Ava takes her interactions with the bees very seriously as a collaboration, “I’m interested in the health and the wellbeing of the bees. I haven’t wanted to have this top-down approach of directing the bees of what it is that we’re going to make. I wanted to go really slowly and experiment with what the possibilities are on a very small scale by just putting something in, seeing what the response is, taking it out, thinking about, ‘what if we did this a little bit differently, and then develop something together based on what it is that they’re doing?’ It’s really like it’s a conversation with the bees more than anything.”
Beeswax art
Working with bees does have its challenges, especially as far north as Canada, “The bees’ season is so relatively short here. My sister in Southern California has bees all year, but it’s very short where I am. At some level, that’s frustrating that I can only work on this project for a few months of the year. But on another level, it’s been really nice because enough years have passed that there’s this really seasonal aspect to my work. It’s not by design. It’s not that I wanted to work seasonally. But I have to because I’m plugged into their schedule.”
Despite the enforced seasonal nature of her work with bees, Shona finds beeswax to be an excellent medium to work with, “You can repair it really easily because you can take it out and put it back in the hive for a day or two.” She also finds beeswax to be a medium that transcends visual art, “Paintings that I have from years ago, you can still go right up to them, and you can touch them and smell them, and it’s really a multi-sensory experience.”
Wax paper
Lately, Ava has been experimenting with paper, “I’ve really fallen in love with this particular Japanese paper. I’ve really been enjoying working on paper. And it feels totally different. It feels like a new direction. But also like the same as what I’ve been doing somehow just like a new phase. It’s a lot more delicate. And I’m really enjoying that delicacy. Mixed with the beeswax it’s a beautiful combination and I love that I can sew through it. After spending several years just embedding the thread, I’m just pulling it through it now.

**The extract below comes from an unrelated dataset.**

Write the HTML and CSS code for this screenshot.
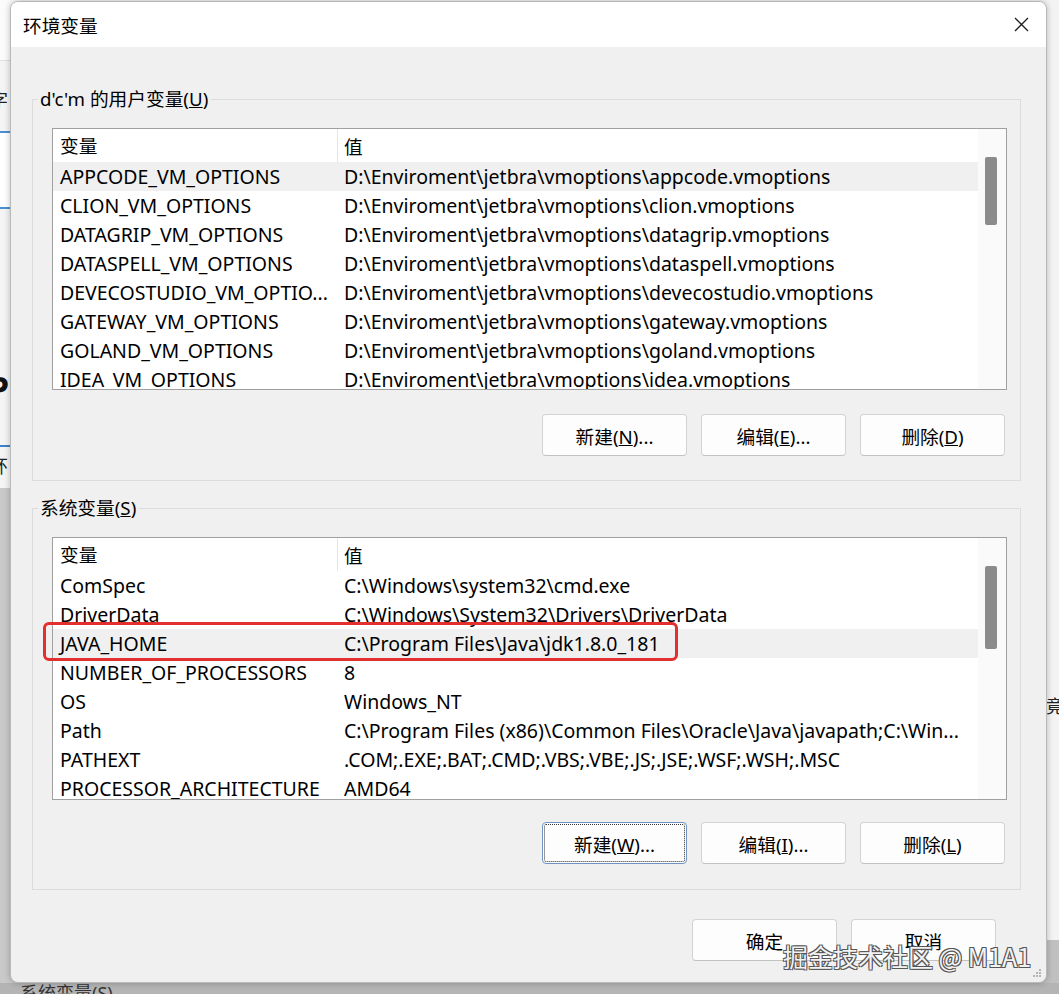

It’s very satisfying.”
Permission not to know
Ava advises aspiring artists, “You have to give yourself permission to not know what you’re doing before you figure out what you’re doing.”
“It seems obvious, but it wasn’t to me. I spent years before I understood that I didn’t have to know what I was trying to express before I started making something. You figure that out by doing it for a long time, and then it eventually drops in.”
About the artist
Ava Roth is a Toronto-based encaustic painter, embroiderer and mixed-media artist. She has been a maker her whole life but has spent the past several years working almost exclusively with beeswax. She is fundamentally guided and inspired by the organic and local materials that she relies on, such as Canadian beeswax, foraged wood, birch bark, foliage and horsehair.

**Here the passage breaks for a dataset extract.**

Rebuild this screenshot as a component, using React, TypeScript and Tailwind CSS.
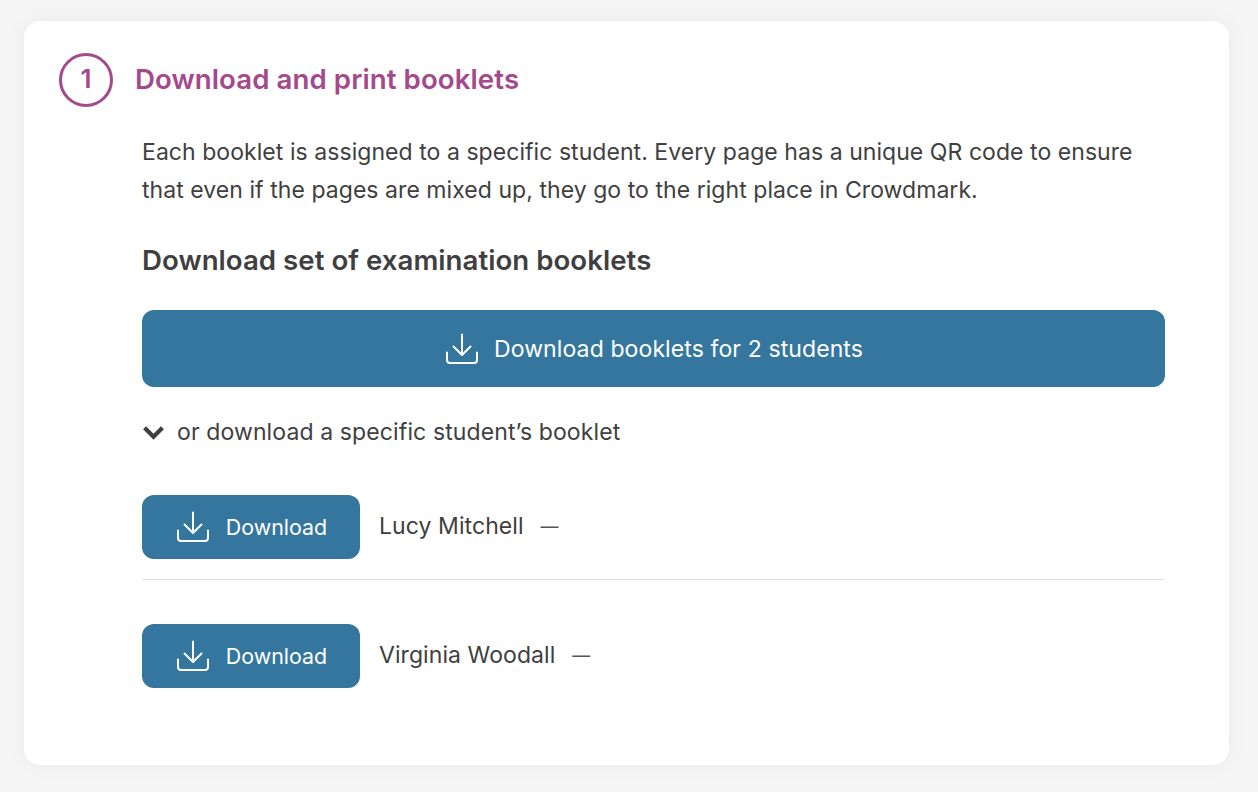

She is currently working on an inter-species collaboration with local honey bees. This work begins in her studio with the creation of encaustic collages suspended in embroidery hoops. The hoops are then fixed to custom-made Langstroth hive frames and placed inside honeybee hives where thousands of bees embed the work in the comb. Like all her work, this project explores the boundaries of where humans collide with the natural environment and imagines a more beautiful outcome of our encounter.
She is represented by Wallspace Gallery in Ottawa. In addition to exhibiting in solo and group shows, her work has been featured in many online and print magazines. Ava’s pieces have been acquired by private collectors throughout Canada and internationally.